В следующей строфе осязание педалировано – гладить… ворошить… шарить
(а в последней «я» превращается в слепца с собакой-поводырем). В этих двух словах неявно – семантически, но не лексически – дано значение, выведенное на словесный уровень во втором «Сеновале» («Я по лесенке приставной…»): ср. «желтизна травы… жалкий пух… солома в рогоже» и «Я дышал звезд млечных трухой» (сходным образом намечен в «Кому зима…» и «всклоченный сеновал», да и «сеновала древний хаос»).В цит. строке второго «Сеновала» – новый дериват формулы ННЛ: млечность
опять названа прямо, признак слабости (и гумилевской мелочи) возвращен звездам в метафоре труха, а (в)дыхание соответствует осязанию. Страдательное положение «я» в диалоге со звездами («Кому зима…») покинуто и сближено с позицией десятилетней давности – что выражено затем (в 3-й строфе) параллелизмом, уравнивающим земное и небесное: «Звезд в ковше Медведицы семь. / Добрых чувств на земле пять» (ср. цит. выше сонет Вяч.
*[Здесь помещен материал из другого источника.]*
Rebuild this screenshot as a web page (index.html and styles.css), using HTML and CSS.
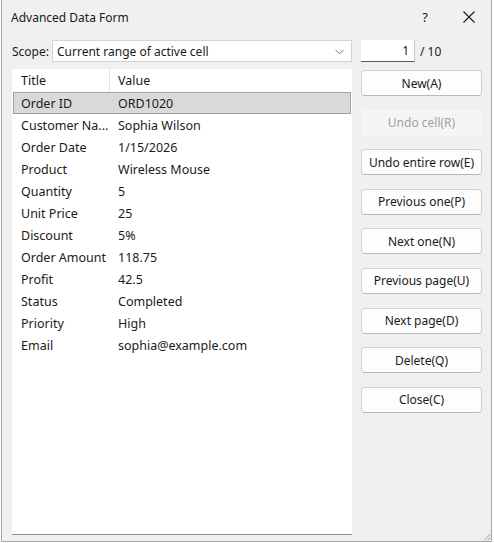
FILE: index.html
```html
<!DOCTYPE html>
<html>
<head>
<meta charset="utf-8">
<link rel="stylesheet" href="styles.css">
</head>
<body>
<div class="dialog">
  <div class="titlebar">
    <span class="title">Advanced Data Form</span>
    <span class="help">?</span>
    <svg class="close" width="12" height="12" viewBox="0 0 12 12"><path d="M0.5 0.5 L11.5 11.5 M11.5 0.5 L0.5 11.5" stroke="#1a1a1a" stroke-width="1.1" fill="none"/></svg>
  </div>
  <div class="scope-row">
    <span class="scope-label">Scope:</span>
    <div class="combo">
      <span>Current range of active cell</span>
      <svg class="chev" width="9" height="6" viewBox="0 0 9 6"><path d="M0.5 0.8 L4.5 4.8 L8.5 0.8" stroke="#707070" stroke-width="1" fill="none"/></svg>
    </div>
    <div class="numbox">1</div>
    <span class="total">/ 10</span>
  </div>
  <div class="main">
    <div class="list">
      <div class="row head"><span class="c1">Title</span><span class="c2">Value</span></div>
      <div class="row sel"><span class="c1">Order ID</span><span class="c2">ORD1020</span></div>
      <div class="row"><span class="c1">Customer Na...</span><span class="c2">Sophia Wilson</span></div>
      <div class="row"><span class="c1">Order Date</span><span class="c2">1/15/2026</span></div>
      <div class="row"><span class="c1">Product</span><span class="c2">Wireless Mouse</span></div>
      <div class="row"><span class="c1">Quantity</span><span class="c2">5</span></div>
      <div class="row"><span class="c1">Unit Price</span><span class="c2">25</span></div>
      <div class="row"><span class="c1">Discount</span><span class="c2">5%</span></div>
      <div class="row"><span class="c1">Order Amount</span><span class="c2">118.75</span></div>
      <div class="row"><span class="c1">Profit</span><span class="c2">42.5</span></div>
      <div class="row"><span class="c1">Status</span><span class="c2">Completed</span></div>
      <div class="row"><span class="c1">Priority</span><span class="c2">High</span></div>
      <div class="row"><span class="c1">Email</span><span class="c2">sophia@example.com</span></div>
    </div>
    <div class="buttons">
      <div class="btn">New(A)</div>
      <div class="btn disabled">Undo cell(R)</div>
      <div class="btn">Undo entire row(E)</div>
      <div class="btn">Previous one(P)</div>
      <div class="btn">Next one(N)</div>
      <div class="btn">Previous page(U)</div>
      <div class="btn">Next page(D)</div>
      <div class="btn">Delete(Q)</div>
      <div class="btn">Close(C)</div>
    </div>
  </div>
  <svg class="grip" width="8" height="8" viewBox="0 0 8 8"><path d="M7.5 1 L1 7.5 M7.5 4.5 L4.5 7.5" stroke="#9a9a9a" stroke-width="1" fill="none"/></svg>
</div>
</body>
</html>
```
FILE: styles.css
```css
html, body {
  margin: 0;
  padding: 0;
  background: #ffffff;
}
body {
  font-family: "Noto Sans", "Open Sans", sans-serif;
  font-size: 12px;
  color: #1a1a1a;
}
.dialog {
  position: relative;
  box-sizing: border-box;
  margin-left: 1px;
  width: 491px;
  height: 542px;
  background: #f0f0f0;
  border-left: 1px solid #a8a8a8;
  border-right: 1px solid #a8a8a8;
  border-bottom: 1px solid #a8a8a8;
}
.titlebar {
  height: 34px;
  display: flex;
  align-items: center;
  padding-left: 9px;
}
.title {
  font-size: 12px;
  flex: 1;
}
.help {
  font-size: 13px;
  margin-right: 35px;
}
.close {
  margin-right: 16px;
}
.scope-row {
  margin-top: 6px;
  height: 22px;
  display: flex;
  align-items: center;
  padding-left: 10px;
}
.scope-label {
  width: 40px;
}
.combo {
  box-sizing: border-box;
  width: 300px;
  height: 22px;
  background: #fff;
  border: 1px solid #d4d4d4;
  display: flex;
  align-items: center;
  justify-content: space-between;
  padding: 0 7px 0 4px;
}
.chev { margin-top: 1px; }
.numbox {
  box-sizing: border-box;
  margin-left: 9px;
  width: 54px;
  height: 22px;
  background: #fff;
  border-bottom: 1px solid #5a5a5a;
  border-right: 1px solid #c8c8c8;
  text-align: right;
  padding-right: 5px;
  line-height: 21px;
}
.total {
  margin-left: 5px;
}
.main {
  margin-top: 7px;
  display: flex;
  padding-left: 10px;
}
.list {
  box-sizing: border-box;
  width: 340px;
  height: 466px;
  background: #fff;
  border-bottom: 1px solid #8c8c8c;
  font-size: 12.5px;
}
.row {
  display: flex;
  height: 22px;
  align-items: center;
}
.row.head {
  height: 23px;
}
.row.head .c1 {
  border-right: 1px solid #e6e6e6;
  align-self: stretch;
  display: flex;
  align-items: center;
}
.c1 {
  box-sizing: border-box;
  flex: none;
  width: 98px;
  padding-left: 9px;
  white-space: nowrap;
}
.c2 {
  padding-left: 8px;
  white-space: nowrap;
}
.row.sel {
  box-sizing: border-box;
  margin-left: 1px;
  margin-right: 1px;
  background: #d9d9d9;
  border: 1px solid #a0a0a0;
}
.row.sel .c1 { width: 96px; padding-left: 7px; }
.buttons {
  margin-left: 9px;
  margin-top: 1px;
  width: 121px;
  display: flex;
  flex-direction: column;
  gap: 13.6px;
}
.btn {
  box-sizing: border-box;
  height: 26px;
  background: #fdfdfd;
  border: 1px solid #d0d0d0;
  border-bottom-color: #b8b8b8;
  border-radius: 4px;
  display: flex;
  align-items: center;
  justify-content: center;
  font-size: 12px;
}
.btn.disabled {
  background: #f5f5f5;
  border-color: #f5f5f5;
  color: #a0a0a0;
}
.grip {
  position: absolute;
  right: 0;
  bottom: 0;
}
```
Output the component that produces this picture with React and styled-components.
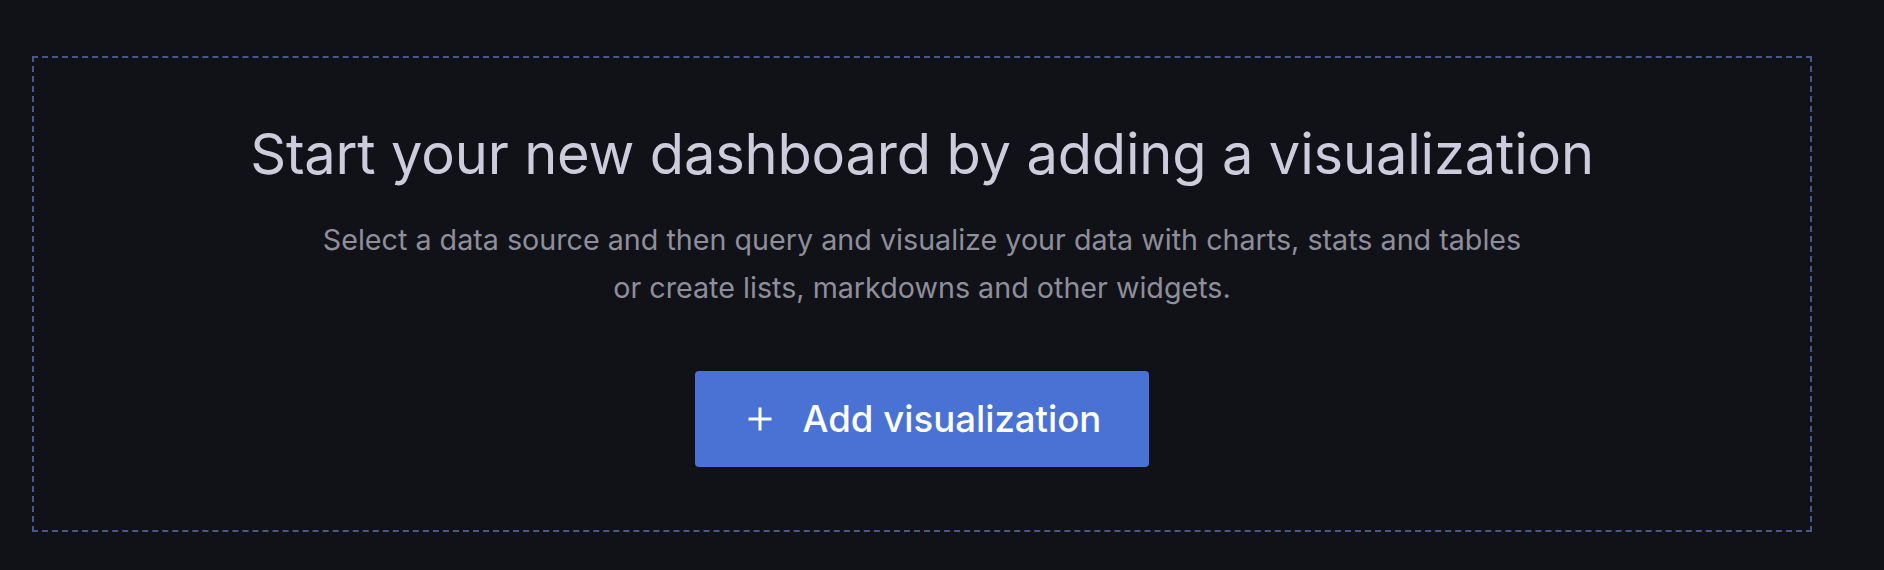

Иванова о Млечном Пути «в душе и в небесах»)[1233]. ННЛ содержит экстравагантную отсылку к Батюшкову, а здесь, как отмечалось нами в другом месте, – каламбур на пушкинской основе[1234], соль которого в биологизации «добрых чувств», сведении их к естественным «органам чувств», что в высшей степени характерно для Мандельштама после «Tristia».1.6. На фоне подобной изощренной игры выделяются эпизоды, где звезды
даны вне новационных комбинаций – как стабильные поэтизмы (а это стало возможным, когда спало доакмеистическое и «первоакмеистическое», выразившееся в «Я ненавижу свет / Однообразных звезд» и ННЛ, напряжение в диалоге со звездами, впоследствии – в начале нового периода вновь возросшее[1235], см. 1.5). Такова концовка стихотворения «Отравлен хлеб и воздух выпит…»: «Пространство, звезды и певец!» Аналогичен в этом отношении финал «Феодосии».